Making a film about the Cathars and the Bogomils is extremely difficult because a film is made up of images, not just words admits Fredo Vala.

“The Bogomils and the Cathars did not have churches, places of worship, they did not leave frescoes or sculptures. According to them, the church of God is a community that gathers in one place, such as in someone’s home or other room or outside in nature. That is why I decided to go to the places where the Bulgarian Bogomils and the Western European Cathars saw with their own eyes. So I looked with my own eyes and the eye of the camera at the places where they lived. I was in Preslav, where Presbyter Kozma probably wrote his tenth-century treatise against the Bogomils. I was in Veliko Tarnovo, where Tsar Boril anathematized them in front of a large church council. I was also in the Rila Monastery, and then in the Duychev Research Center. There, Aksinia Dzhurova and I reviewed ancient codes belonging to the monastery libraries, codes through which the monks could recognize heretics. It was unique as an experience to even look at these books and codes from the 12th, 13th and 14th centuries.
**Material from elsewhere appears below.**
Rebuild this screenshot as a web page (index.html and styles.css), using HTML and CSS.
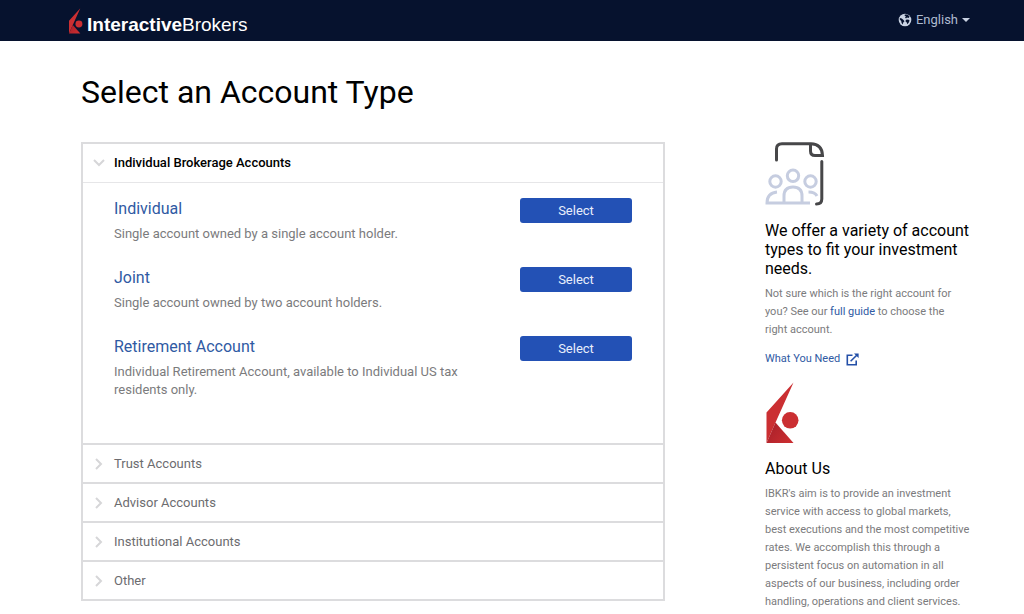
FILE: index.html
```html
<!DOCTYPE html>
<html lang="en">
<head>
<meta charset="utf-8">
<meta name="viewport" content="width=device-width, initial-scale=1">
<title>Select an Account Type</title>
<link rel="stylesheet" href="styles.css">
</head>
<body>
<svg class="defs" aria-hidden="true">
  <defs>
    <linearGradient id="fold" x1="0" y1="0" x2="1" y2="0.6">
      <stop offset="0.1" stop-color="#a8202a"/>
      <stop offset="1" stop-color="#c92d30"/>
    </linearGradient>
    <symbol id="mark" viewBox="0 0 34 62">
      <path fill="#cb2f32" d="M28.500 0.500 10.500 40.500 1.500 61V30.500z"/>
      <path fill="url(#fold)" d="M10.500 40.500 28.500 61H1.500z"/>
      <circle cx="25.200" cy="38.300" r="8.300" fill="#cb2f32"/>
    </symbol>
    <symbol id="chevron" viewBox="0 0 12 12">
      <path d="M3 1 8 6 3 11" fill="none" stroke="#d6d6d8" stroke-width="2"/>
    </symbol>
  </defs>
</svg>
<header class="topbar">
  <a class="brand" href="#">
    <svg class="brand-mark" aria-hidden="true"><use href="#mark"/></svg>
    <span class="brand-name"><b>Interactive</b>Brokers</span>
  </a>
  <button class="language" type="button">
    <svg class="globe" viewBox="0 0 14 14" aria-hidden="true">
      <circle cx="7" cy="7" r="6.300" fill="#c9d2e2"/>
      <path fill="#06122e" d="M6.800 1.600 9.400 1.600 11.600 3.400 10.600 5 9 4.600 8 5.400 7 4.600 8 3.400 6.600 2.800zM1.800 5 3.800 5.400 5.800 7.200 6.400 8.600 5.200 9.600 4.800 11.600 3.600 10 3.200 8 1.800 6.600zM8 6.800 10.200 6.600 11.600 7.600 10.800 9.600 9.400 11.200 8.600 9.200 7.400 8.200z"/>
    </svg>
    <span>English</span>
    <span class="caret"></span>
  </button>
</header>
<main class="page">
  <h1 class="title">Select an Account Type</h1>
  <div class="columns">
    <div class="accordion">
      <section class="group group-open">
        <h2 class="group-title"><button class="toggle toggle-open" type="button" aria-expanded="true"><svg class="chevron chevron-down" aria-hidden="true"><use href="#chevron"/></svg>Individual Brokerage Accounts</button></h2>
        <div class="panel">
          <div class="option">
            <div class="option-text"><h3 class="option-name"><a href="#">Individual</a></h3><p class="option-info">Single account owned by a single account holder.</p></div>
            <button class="select" type="button">Select</button>
          </div>
          <div class="option">
            <div class="option-text"><h3 class="option-name"><a href="#">Joint</a></h3><p class="option-info">Single account owned by two account holders.</p></div>
            <button class="select" type="button">Select</button>
          </div>
          <div class="option">
            <div class="option-text"><h3 class="option-name"><a href="#">Retirement Account</a></h3><p class="option-info">Individual Retirement Account, available to Individual US tax residents only.</p></div>
            <button class="select" type="button">Select</button>
          </div>
        </div>
      </section>
      <section class="group"><h2 class="group-title"><button class="toggle" type="button" aria-expanded="false"><svg class="chevron" aria-hidden="true"><use href="#chevron"/></svg>Trust Accounts</button></h2></section>
      <section class="group"><h2 class="group-title"><button class="toggle" type="button" aria-expanded="false"><svg class="chevron" aria-hidden="true"><use href="#chevron"/></svg>Advisor Accounts</button></h2></section>
      <section class="group"><h2 class="group-title"><button class="toggle" type="button" aria-expanded="false"><svg class="chevron" aria-hidden="true"><use href="#chevron"/></svg>Institutional Accounts</button></h2></section>
      <section class="group"><h2 class="group-title"><button class="toggle" type="button" aria-expanded="false"><svg class="chevron" aria-hidden="true"><use href="#chevron"/></svg>Other</button></h2></section>
    </div>
    <aside class="sidebar">
      <section class="note">
        <svg class="people" viewBox="0 0 60 64" fill="none" stroke-width="3" aria-hidden="true">
          <g stroke="#474749" stroke-linecap="round">
            <path d="M11.500 18V7Q11.500 1.800 17 1.800H46Q57 2 57.500 13.500H50Q45.500 13.500 45.500 9V2"/>
            <path d="M56.800 19.500V57Q56.800 62 51.500 62"/>
          </g>
          <g stroke="#c6cde0">
            <circle cx="10.500" cy="39.500" r="5.700"/>
            <circle cx="28" cy="33.800" r="5.700"/>
            <circle cx="45.500" cy="39.500" r="5.700"/>
            <path d="M12 50Q2 51 2 61H45"/>
            <path d="M19 61V54Q19 45 28 45T37 54V61"/>
            <path d="M43.500 50Q50 50 52 54"/>
          </g>
        </svg>
        <h2 class="note-title">We offer a variety of account types to fit your investment needs.</h2>
        <p class="note-text note-text-short">Not sure which is the right account for you? See our <a href="#">full guide</a> to choose the right account.</p>
        <a class="note-link" href="#">What You Need
          <svg class="external" viewBox="0 0 13 13" fill="none" stroke="#2450a8" aria-hidden="true"><path stroke-width="1.600" d="M6.500 2.300H1.300V11.700H10.200V7.500M4.600 8.300 11 2"/><path d="M8 .5H12.600V5z" fill="#2450a8" stroke="none"/></svg>
        </a>
      </section>
      <section class="note">
        <svg class="about-mark" aria-hidden="true"><use href="#mark"/></svg>
        <h2 class="note-title">About Us</h2>
        <p class="note-text">IBKR's aim is to provide an investment service with access to global markets, best executions and the most competitive rates. We accomplish this through a persistent focus on automation in all aspects of our business, including order handling, operations and client services.</p>
      </section>
    </aside>
  </div>
</main>
</body>
</html>
```
FILE: styles.css
```css
* { box-sizing: border-box; }
body {
  margin: 0;
  background: #fff;
  color: #000;
  font: 13px/18px Roboto, "Liberation Sans", sans-serif;
}
h1, h2, h3, p { margin: 0; font-weight: 400; }
a { color: #2f5aa3; text-decoration: none; }
button { border: 0; font: inherit; cursor: pointer; }
.defs { position: absolute; width: 0; height: 0; }

.topbar {
  display: flex;
  justify-content: space-between;
  align-items: center;
  height: 41px;
  padding: 0 54px 0 68px;
  background: #06122e;
}
.brand { display: flex; align-items: flex-end; gap: 4px; color: #fff; }
.brand-mark { width: 15px; height: 26px; }
.brand-name { font: 19px/18px "Liberation Sans", Arial, sans-serif; }
.language {
  display: flex;
  align-items: center;
  gap: 4px;
  padding: 0 0 1px;
  background: none;
  color: #aebbd0;
}
.globe { width: 14px; height: 14px; }
.caret {
  border: 4px solid transparent;
  border-top-color: #c9d2e2;
  border-bottom: 0;
}

.page { padding: 32px 50px 4px 81px; }
.title { font-size: 32px; line-height: 38px; }
.columns { display: flex; align-items: flex-start; gap: 100px; margin-top: 31px; }
.accordion { flex: 1; border: 2px solid #dcdcde; }
.group + .group { border-top: 2px solid #dcdcde; }
.group-title { font-size: 13px; line-height: 18px; }
.toggle {
  display: flex;
  align-items: center;
  gap: 9px;
  width: 100%;
  padding: 10px 10px 9px;
  background: none;
  color: #6c6c6f;
  text-align: left;
}
.toggle-open { padding: 10px; color: #000; font-weight: 500; }
.chevron { width: 12px; height: 12px; }
.chevron-down { transform: rotate(90deg); }

.panel {
  display: flex;
  flex-direction: column;
  gap: 24px;
  padding: 15px 31px 44px;
  border-top: 1px solid #e6e6e8;
}
.option { display: flex; justify-content: space-between; align-items: flex-start; gap: 50px; }
.option-text { max-width: 350px; }
.option-name { font-size: 16px; line-height: 22px; }
.option-info { margin-top: 5px; color: #7b7b7d; }
.select {
  flex: none;
  width: 112px;
  height: 25px;
  border-radius: 3px;
  background: #2351b5;
  color: #e8eefb;
}

.sidebar { flex: none; display: flex; flex-direction: column; gap: 14px; width: 209px; }
.note { display: flex; flex-direction: column; align-items: flex-start; }
.people { width: 60px; height: 64px; }
.note-title { margin-top: 15px; font-size: 16px; line-height: 19px; }
.note-text { margin-top: 7px; color: #7b7b7d; font-size: 11px; line-height: 18px; }
.note-text-short { max-width: 200px; }
.note-link { display: flex; align-items: center; gap: 6px; margin-top: 11px; font-size: 11px; line-height: 18px; }
.external { width: 13px; height: 13px; }
.about-mark { width: 34px; height: 62px; }
```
I would say that my choice was to be not only a director, but also a historical researcher, a person who moves in those spaces, in those places in search of a trace that is not visible, because it is not an image, but only an imagination. “

According to Fredo Vala, the historical moment reflected in the film Bogre fits into the current European reality.

“Just thinking how in the Middle Ages an idea of ​​faith in God emigrated from Bulgaria to the West, spreading to Italy, Bosnia, France, Flanders and Germany. Europe is in this. Europe is an idea, spiritual or otherwise, that migrates into this vast territorial space that we call Europe and takes root in it. That is the meaning of Europe. The Middle Ages were not as dark and gloomy as many of us have learned from school textbooks. There were ideas and those ideas traveled, but not by car or digitally. They traveled on foot, on horseback, by carriage, by caravan, and by trade. They traveled and how they only traveled!

 

The distribution of Fredo Vala’s film is in the hands of an English agency, which offers it on various televisions in Italy, France, Canada and Poland.
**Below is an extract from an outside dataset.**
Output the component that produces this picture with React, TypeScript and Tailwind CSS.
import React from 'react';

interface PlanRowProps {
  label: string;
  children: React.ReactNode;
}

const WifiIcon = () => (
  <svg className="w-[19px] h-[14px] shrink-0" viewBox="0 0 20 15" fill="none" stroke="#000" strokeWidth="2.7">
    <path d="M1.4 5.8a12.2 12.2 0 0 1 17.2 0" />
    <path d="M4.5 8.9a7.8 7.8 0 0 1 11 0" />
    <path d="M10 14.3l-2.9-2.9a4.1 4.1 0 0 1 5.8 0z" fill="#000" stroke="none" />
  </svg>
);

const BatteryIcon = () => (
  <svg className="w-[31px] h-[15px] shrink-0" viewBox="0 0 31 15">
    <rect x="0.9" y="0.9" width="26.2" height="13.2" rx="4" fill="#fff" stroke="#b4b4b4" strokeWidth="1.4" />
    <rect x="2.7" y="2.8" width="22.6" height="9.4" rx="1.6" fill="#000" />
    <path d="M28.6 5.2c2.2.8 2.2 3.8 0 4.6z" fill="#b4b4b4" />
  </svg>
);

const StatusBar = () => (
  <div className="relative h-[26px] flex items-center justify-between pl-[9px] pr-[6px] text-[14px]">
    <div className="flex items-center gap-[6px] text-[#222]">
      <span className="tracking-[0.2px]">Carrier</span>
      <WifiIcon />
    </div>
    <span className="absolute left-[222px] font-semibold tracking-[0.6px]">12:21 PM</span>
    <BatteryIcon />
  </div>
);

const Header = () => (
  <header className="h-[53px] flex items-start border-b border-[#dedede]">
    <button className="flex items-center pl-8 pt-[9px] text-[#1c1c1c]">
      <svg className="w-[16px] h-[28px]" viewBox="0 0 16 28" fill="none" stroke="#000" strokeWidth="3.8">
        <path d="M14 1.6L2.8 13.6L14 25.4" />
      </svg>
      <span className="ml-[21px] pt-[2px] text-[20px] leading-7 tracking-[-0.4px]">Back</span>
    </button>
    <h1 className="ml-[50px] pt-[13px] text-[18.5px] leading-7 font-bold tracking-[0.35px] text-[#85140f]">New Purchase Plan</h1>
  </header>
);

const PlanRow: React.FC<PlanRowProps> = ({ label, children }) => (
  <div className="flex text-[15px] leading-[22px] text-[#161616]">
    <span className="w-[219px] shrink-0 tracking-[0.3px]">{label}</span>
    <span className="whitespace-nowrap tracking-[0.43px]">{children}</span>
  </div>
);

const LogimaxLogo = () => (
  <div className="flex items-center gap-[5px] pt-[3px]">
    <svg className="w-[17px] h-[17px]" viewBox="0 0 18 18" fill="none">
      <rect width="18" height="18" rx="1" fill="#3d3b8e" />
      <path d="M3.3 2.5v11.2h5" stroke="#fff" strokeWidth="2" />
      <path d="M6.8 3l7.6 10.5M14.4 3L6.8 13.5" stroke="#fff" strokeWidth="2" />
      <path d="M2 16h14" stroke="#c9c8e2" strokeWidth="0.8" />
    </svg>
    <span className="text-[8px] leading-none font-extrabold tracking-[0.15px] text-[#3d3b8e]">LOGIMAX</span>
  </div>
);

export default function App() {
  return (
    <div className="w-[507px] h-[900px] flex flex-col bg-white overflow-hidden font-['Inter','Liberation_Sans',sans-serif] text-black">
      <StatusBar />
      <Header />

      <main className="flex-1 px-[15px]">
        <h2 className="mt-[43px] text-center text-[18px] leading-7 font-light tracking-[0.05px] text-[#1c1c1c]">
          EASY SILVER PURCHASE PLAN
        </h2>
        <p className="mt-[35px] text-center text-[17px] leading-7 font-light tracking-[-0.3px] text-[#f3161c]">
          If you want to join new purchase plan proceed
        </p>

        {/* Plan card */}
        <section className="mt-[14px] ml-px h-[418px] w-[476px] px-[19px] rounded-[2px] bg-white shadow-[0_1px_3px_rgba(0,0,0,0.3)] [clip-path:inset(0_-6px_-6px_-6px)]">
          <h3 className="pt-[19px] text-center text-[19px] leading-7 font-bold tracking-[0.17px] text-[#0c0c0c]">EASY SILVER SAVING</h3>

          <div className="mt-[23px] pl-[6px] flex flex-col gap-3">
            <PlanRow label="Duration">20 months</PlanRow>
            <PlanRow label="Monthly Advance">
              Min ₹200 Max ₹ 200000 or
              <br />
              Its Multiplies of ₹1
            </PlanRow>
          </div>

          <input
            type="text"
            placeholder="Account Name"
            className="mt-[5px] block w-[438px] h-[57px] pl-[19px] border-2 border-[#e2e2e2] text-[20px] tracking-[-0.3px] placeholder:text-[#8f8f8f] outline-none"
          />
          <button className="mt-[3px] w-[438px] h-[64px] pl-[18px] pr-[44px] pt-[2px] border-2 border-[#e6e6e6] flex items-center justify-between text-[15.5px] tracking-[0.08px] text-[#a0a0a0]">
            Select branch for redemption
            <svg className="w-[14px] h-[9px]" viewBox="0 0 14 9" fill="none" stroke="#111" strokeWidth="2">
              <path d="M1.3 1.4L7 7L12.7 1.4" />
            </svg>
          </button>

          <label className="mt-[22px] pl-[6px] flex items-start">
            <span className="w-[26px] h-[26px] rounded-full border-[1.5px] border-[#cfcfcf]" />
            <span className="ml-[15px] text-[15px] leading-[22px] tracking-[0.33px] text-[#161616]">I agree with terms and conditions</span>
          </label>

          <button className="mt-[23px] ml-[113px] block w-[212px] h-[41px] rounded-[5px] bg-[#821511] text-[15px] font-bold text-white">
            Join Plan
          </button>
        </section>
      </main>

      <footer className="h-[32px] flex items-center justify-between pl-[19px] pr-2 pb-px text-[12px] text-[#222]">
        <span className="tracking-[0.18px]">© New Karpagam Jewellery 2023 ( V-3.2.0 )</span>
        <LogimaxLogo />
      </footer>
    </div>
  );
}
“Unfortunately, due to the pandemic in Italy, cinemas are closed. We are waiting for them to reopen to start the already scheduled screenings of the film in various Italian cities, as in France in the summer and autumn. I am very pleased with Bogre‘s international debut in Bulgaria at the festival in Sofia, because it is officially presented. It was ready months ago, but could not be shown due to the pandemic. Now the film is officially presented where Bogomilism was born. It seems to me that this closes a circle, which is very nice. For me, it is a significant initial signal for his journey to the West from the Balkans, where the idea of ​​the Bogomils originated, spread to the West, adopting different names, but remaining deeply connected with Bulgaria by the name “bogre”.